The concept is taking shape after the Carolina researchers showed that their novel antibodies effectively eliminated motile sperm, even at exceptionally low doses in large animal testing designed to mimic typical contraceptive efficacy studies in early human clinical trials. These promising results, which underscore the potential of these antibodies as non-hormonal contraceptive to prevent pregnancy, were published in Science Translational Medicine.

“Many women avoid hormonal contraception because of real and perceived side effects,” said Samuel Lai, professor in the Division of Pharmacoengineering and Molecular Pharmaceutics at the UNC Eshelman School of Pharmacy. These effects can include irregular bleeding, nausea, depression, weight gain and migraines.

And for some women, estrogen-based hormonal contraception can be harmful. “There is a major unmet need for alternative, non-hormonal contraceptives for many women,” he said.

There’s been rapid expansion of use of monoclonal antibodies to address diseases. Monoclonal antibodies are synthetic versions of the natural antibodies that the immune system uses to disable invading germs or cancer cells. They are designed to bind to and eliminate unwanted species in the body and, in this case, target sperm.

“We were inspired by infertility that occurs in some women who develop antibodies against their partner’s sperm,” said study first author Bhawana Shrestha, a doctoral student in the Department of Microbiology and Immunology at the UNC School of Medicine and graduate research assistant at the school of pharmacy.

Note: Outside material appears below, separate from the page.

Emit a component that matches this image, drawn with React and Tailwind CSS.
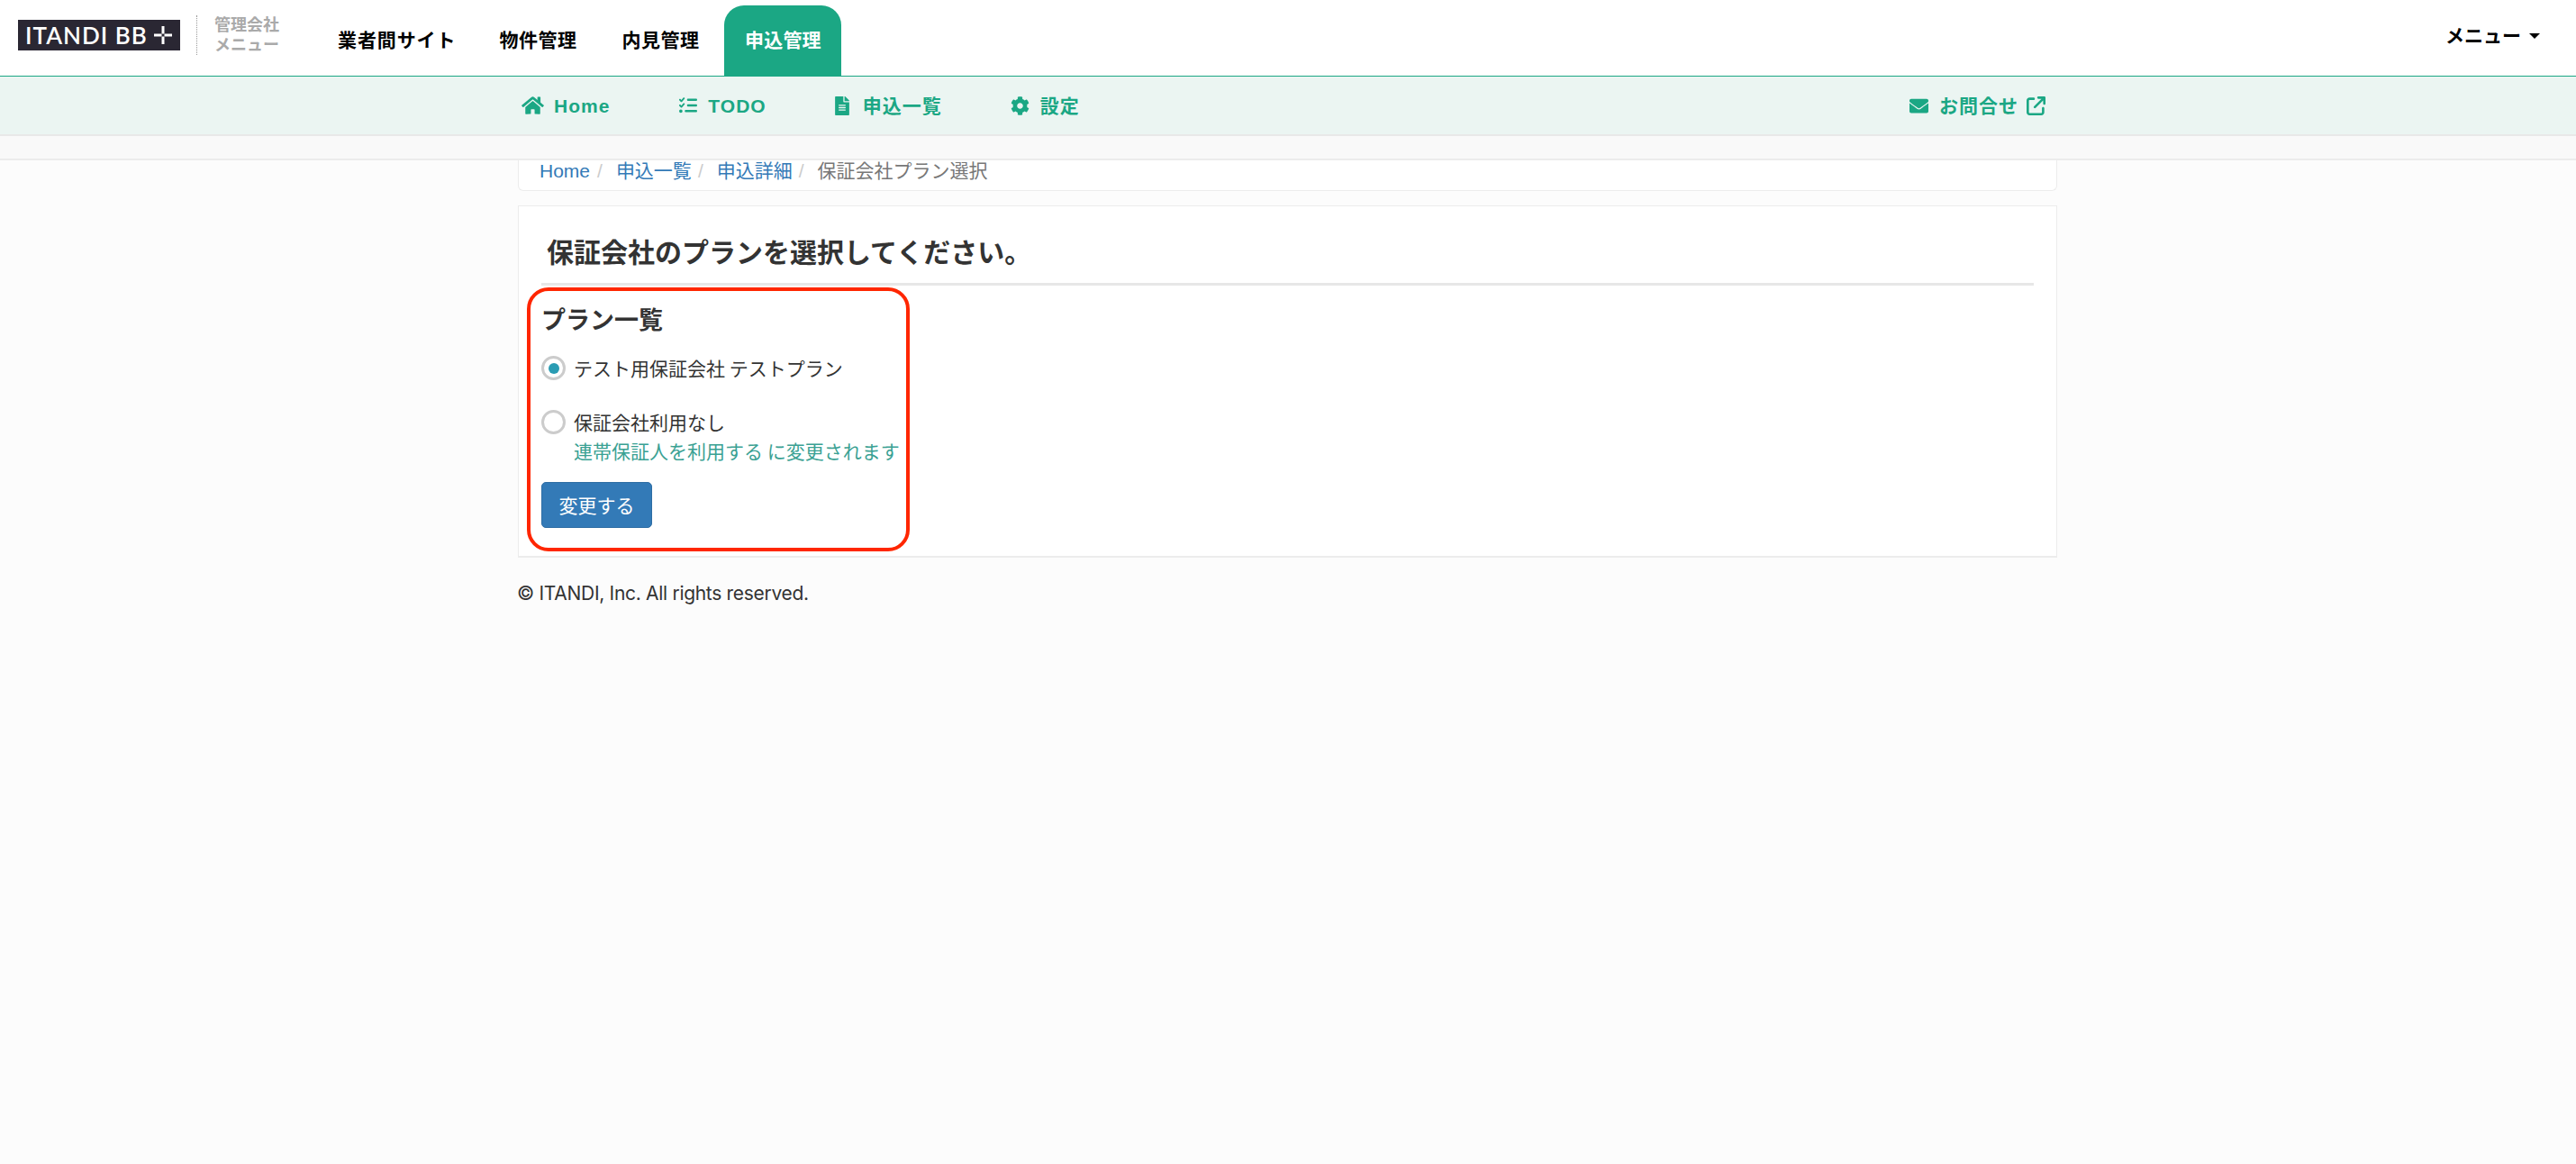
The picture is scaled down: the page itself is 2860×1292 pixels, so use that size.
import React from "react";
import { FaHome, FaFileAlt, FaCog, FaEnvelope } from "react-icons/fa";
import { FaListCheck, FaArrowUpRightFromSquare } from "react-icons/fa6";

const JP = { fontFamily: '"Noto Sans CJK JP", sans-serif' };

function TopLink({ children, className = "" }) {
  return <a className={"font-bold text-[21px] leading-none text-black " + className}>{children}</a>;
}

function SubLink({ icon, children, className = "" }) {
  return (
    <a className={"flex items-center font-bold text-[21px] leading-none text-[#1ba784] tracking-[1px] " + className}>
      {icon}
      {children}
    </a>
  );
}

export default function App() {
  return (
    <div className="min-h-[1292px] bg-[#fcfcfc] font-['Liberation_Sans','Noto_Sans_CJK_JP',sans-serif] text-[#333]">
      <header className="h-[85px] bg-white border-b-[1.5px] border-[#1ba784] flex relative">
        <div className="ml-5 mt-[22px] w-[180px] h-[34px] bg-[#2a2733] flex items-center pl-2 text-white font-['Lato',sans-serif] font-semibold text-[26px] leading-none tracking-[1px] whitespace-nowrap">
          ITANDI BB
          <svg viewBox="0 0 20 20" className="w-5 h-5 ml-[7px]" fill="white">
            <rect x="0" y="8.5" width="8.5" height="3" />
            <rect x="11.5" y="8.5" width="8.5" height="3" />
            <rect x="8.5" y="0" width="3" height="8.5" />
            <rect x="8.5" y="11.5" width="3" height="8.5" />
          </svg>
        </div>
        <div className="ml-[18px] mt-[17px] h-[44px] border-l border-dotted border-[#999]" />
        <div className="ml-[19px] mt-[17px] flex flex-col text-[18px] leading-[22px] font-bold text-[#aaa] whitespace-nowrap">
          <span>管理会社</span>
          <span>メニュー</span>
        </div>
        <nav className="ml-[65px] flex items-start">
          <TopLink className="mt-[34px] tracking-[0.9px]">業者間サイト</TopLink>
          <TopLink className="mt-[34px] ml-[48px] tracking-[0.5px]">物件管理</TopLink>
          <TopLink className="mt-[34px] ml-[50px] tracking-[0.5px]">内見管理</TopLink>
          <a className="ml-[28px] mt-[6px] h-[78px] w-[130px] rounded-t-[22px] bg-[#1ba784] flex justify-center pt-[28px] text-white font-bold text-[21px] leading-none tracking-[0.2px]">
            申込管理
          </a>
        </nav>
        <div className="ml-auto mr-[40px] mt-[29px] flex items-start font-bold text-[21px] leading-none text-black">
          メニュー
          <span className="ml-[9px] mt-[8px] border-x-[6px] border-x-transparent border-t-[6px] border-t-black" />
        </div>
      </header>

      <div className="h-[66px] bg-[#ebf5f2] border-b-2 border-[#e8e8e8]">
        <div className="w-[1709px] ml-[575px] h-full flex items-center pl-[4px]">
          <SubLink icon={<FaHome className="w-[25px] h-[22px] mr-[11px]" />}>Home</SubLink>
          <SubLink className="ml-[76px]" icon={<FaListCheck className="w-[22px] h-[20px] mr-[11px]" />}>TODO</SubLink>
          <SubLink className="ml-[76px] tracking-[0.6px]" icon={<FaFileAlt className="w-[16px] h-[21px] mr-[15px]" />}>申込一覧</SubLink>
          <SubLink className="ml-[76px] tracking-[0.5px]" icon={<FaCog className="w-[21px] h-[21px] mr-[12px]" />}>設定</SubLink>
          <SubLink className="ml-auto mr-[13px]" icon={<FaEnvelope className="w-[21px] h-[21px] mr-[12px]" />}>
            お問合せ
            <FaArrowUpRightFromSquare className="w-[21px] h-[21px] ml-[9px]" />
          </SubLink>
        </div>
      </div>

      <div className="h-[27px] bg-[#f9f9f9] border-b-2 border-[#ececec]" />

      <main className="w-[1709px] ml-[575px]">
        <div className="h-[34px] bg-white border-x border-b border-[#ececec] rounded-b-[6px] flex items-center pl-[23px] pb-[10px] text-[21px] leading-none whitespace-nowrap">
          <a className="text-[#337ab7]">Home</a>
          <span className="text-[#ccc] ml-[8px] mr-[15px]">/</span>
          <a className="text-[#337ab7]">申込一覧</a>
          <span className="text-[#ccc] ml-[7px] mr-[15px]">/</span>
          <a className="text-[#337ab7]">申込詳細</a>
          <span className="text-[#ccc] ml-[7px] mr-[15px]">/</span>
          <span className="text-[#777]">保証会社プラン選択</span>
        </div>

        <section className="mt-4 h-[391px] bg-white border border-[#ececec] border-b-2 pt-[31px] px-[25px]">
          <h1 className="ml-[6px] text-[30px] leading-[36px] font-semibold text-[#333]" style={JP}>保証会社のプランを選択してください。</h1>
          <hr className="mt-[18px] border-0 h-[3px] bg-[#e7e7e7]" />
          <div className="relative mt-[2px] h-[293px] w-[425px] -ml-[16px] border-[4px] border-[#ff2600] rounded-[24px] pl-[12px] pt-[16px] flex flex-col items-start" style={JP}>
            <h2 className="text-[27px] leading-[30px] font-semibold text-[#333]">プラン一覧</h2>
            <label className="mt-[26px] flex items-center text-[21px] leading-[27px] whitespace-nowrap">
              <span className="w-[27px] h-[27px] rounded-full border-[3px] border-[#ccc] bg-white flex items-center justify-center">
                <span className="w-[12px] h-[12px] rounded-full bg-[#2a9cb3]" />
              </span>
              <span className="ml-[9px]">テスト用保証会社 テストプラン</span>
            </label>
            <label className="mt-[33px] flex items-center text-[21px] leading-[27px] whitespace-nowrap">
              <span className="w-[27px] h-[27px] rounded-full border-[3px] border-[#ccc] bg-white" />
              <span className="ml-[9px]">保証会社利用なし</span>
            </label>
            <p className="ml-[36px] mt-[5px] text-[21px] leading-[27px] text-[#3aa193] whitespace-nowrap">連帯保証人を利用する に変更されます</p>
            <button className="mt-[21px] w-[123px] h-[51px] rounded-[5px] bg-[#337ab7] border border-[#2e6da4] text-white text-[21px] leading-none">変更する</button>
          </div>
        </section>

        <footer className="mt-[27px] text-[21px] leading-[26px] text-[#333] font-['Inter',sans-serif] tracking-[-0.3px] -ml-px">© ITANDI, Inc. All rights reserved.</footer>
      </main>
    </div>
  );
}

But monoclonal antibodies were traditionally expensive to produce, which puts their usefulness as an affordable contraceptive up in the air. They are also not very effective at clumping sperm together into aggregates that are too large to swim through mucus, due to limited number (two) of binding arms available on each antibody molecule. These shortcomings have limited prior efforts to advance antibodies as contraceptive.

To overcome these shortcomings, the researchers took the binding arm of an antibody isolated from an infertile woman and targeted a unique surface antigen present on human sperm. They then prepared a panel of antibodies with as many as six to 10 binding arms.

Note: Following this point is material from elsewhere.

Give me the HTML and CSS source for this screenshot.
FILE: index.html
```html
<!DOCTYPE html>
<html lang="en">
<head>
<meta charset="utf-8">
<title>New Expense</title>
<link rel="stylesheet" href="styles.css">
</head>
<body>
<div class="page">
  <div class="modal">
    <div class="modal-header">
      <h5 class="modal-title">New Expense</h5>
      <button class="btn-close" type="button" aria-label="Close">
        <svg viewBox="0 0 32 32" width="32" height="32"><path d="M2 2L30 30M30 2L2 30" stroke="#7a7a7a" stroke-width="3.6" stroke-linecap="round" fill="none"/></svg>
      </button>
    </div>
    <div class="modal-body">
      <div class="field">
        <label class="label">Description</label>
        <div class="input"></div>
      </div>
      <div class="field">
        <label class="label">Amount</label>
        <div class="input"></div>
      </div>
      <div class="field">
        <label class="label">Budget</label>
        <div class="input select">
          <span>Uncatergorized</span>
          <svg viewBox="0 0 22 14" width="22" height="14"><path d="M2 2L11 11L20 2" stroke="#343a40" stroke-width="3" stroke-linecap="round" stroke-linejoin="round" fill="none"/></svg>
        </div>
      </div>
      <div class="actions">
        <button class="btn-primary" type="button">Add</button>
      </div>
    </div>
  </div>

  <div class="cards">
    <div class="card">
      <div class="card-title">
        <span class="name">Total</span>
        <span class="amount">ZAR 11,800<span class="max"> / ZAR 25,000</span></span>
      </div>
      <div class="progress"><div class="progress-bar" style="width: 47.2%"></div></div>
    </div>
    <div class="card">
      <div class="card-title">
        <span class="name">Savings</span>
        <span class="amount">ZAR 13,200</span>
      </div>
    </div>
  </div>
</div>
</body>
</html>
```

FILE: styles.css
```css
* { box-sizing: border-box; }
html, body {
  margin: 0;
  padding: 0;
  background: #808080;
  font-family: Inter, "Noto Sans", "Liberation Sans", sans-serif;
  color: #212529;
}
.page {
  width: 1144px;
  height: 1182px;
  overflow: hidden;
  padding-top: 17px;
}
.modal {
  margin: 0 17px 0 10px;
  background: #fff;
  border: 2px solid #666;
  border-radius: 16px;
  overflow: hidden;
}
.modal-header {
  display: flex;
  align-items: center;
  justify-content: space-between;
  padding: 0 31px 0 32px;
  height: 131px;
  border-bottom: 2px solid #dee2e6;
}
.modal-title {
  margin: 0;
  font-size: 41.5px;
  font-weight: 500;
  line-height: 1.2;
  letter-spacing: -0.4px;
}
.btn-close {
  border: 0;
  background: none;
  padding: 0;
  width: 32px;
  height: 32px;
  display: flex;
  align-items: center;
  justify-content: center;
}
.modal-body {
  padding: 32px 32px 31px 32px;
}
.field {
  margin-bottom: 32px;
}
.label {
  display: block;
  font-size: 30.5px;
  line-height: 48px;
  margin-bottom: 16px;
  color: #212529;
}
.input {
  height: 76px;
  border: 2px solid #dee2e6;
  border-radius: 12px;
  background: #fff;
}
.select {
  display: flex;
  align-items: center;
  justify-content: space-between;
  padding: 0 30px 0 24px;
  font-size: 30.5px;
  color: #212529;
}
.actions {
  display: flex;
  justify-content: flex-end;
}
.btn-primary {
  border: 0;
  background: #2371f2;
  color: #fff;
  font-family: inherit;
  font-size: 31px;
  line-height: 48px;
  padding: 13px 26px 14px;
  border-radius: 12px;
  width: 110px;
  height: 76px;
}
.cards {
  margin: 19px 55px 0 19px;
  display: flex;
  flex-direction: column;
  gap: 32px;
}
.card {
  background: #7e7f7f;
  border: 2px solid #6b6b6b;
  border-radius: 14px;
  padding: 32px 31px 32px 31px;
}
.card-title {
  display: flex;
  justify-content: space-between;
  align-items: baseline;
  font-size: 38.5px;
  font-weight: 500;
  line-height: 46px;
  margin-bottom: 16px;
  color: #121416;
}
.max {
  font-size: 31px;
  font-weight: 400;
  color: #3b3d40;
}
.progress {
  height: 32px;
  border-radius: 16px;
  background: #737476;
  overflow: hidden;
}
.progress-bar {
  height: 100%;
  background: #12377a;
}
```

“Using the highly multivalent IgG platform, we engineered antibodies that were at least 10- to 16-fold more potent at agglutinating sperm and reducing sperm permeation through mucus than the best known antibody. This in turn prevents sperm from swimming through mucus and reaching the egg altogether, enabling potent, non-hormonal contraception with a pharmacological mechanism that has already been validated in women,” Shrestha said.

“We think these second-generation molecules will provide not only greater potency but will translate to lower costs that make the approach cost-effective,” Lai added. In sheep that have size comparable reproductive tracts as female humans, just tens of micrograms of the antibodies dosed into the vagina effectively eliminated all progressively motile sperm. For comparison, grams of antibodies are dosed with Lilly’s and Regeneron’s antibody cocktails that have received Emergency Use Authorization for treating COVID-19, a 60,000-fold difference.

The new type of contraceptive can be delivered using an intravaginal ring that steadily releases the antibodies across the fertility window, or a dissolvable film that can be inserted vaginally before sex. The molecule has been licensed by Mucommune, a startup spun out of the Lai Lab. Mucommune will be leading preclinical and clinical development efforts.

“By avoiding exogenous hormones and creating a women-controlled contraceptive method, we believe the antibodies developed here could meet the contraceptive needs for millions of women, help to reduce the number of unintended pregnancies, and alleviate the health care costs of unintended pregnancies, which some estimate are in excess of $20 billion per year,” Lai said.

The study team includes researchers from the UNC-Chapel Hill, University of Texas Medical Branch, Boston University School of Medicine and Mucommune, LLC.  The National Institutes of Health, Eshelman Institute of Innovation, the Packard Foundation for Science and Engineering, the National Science Foundation and the PhRMA Foundation funded the study.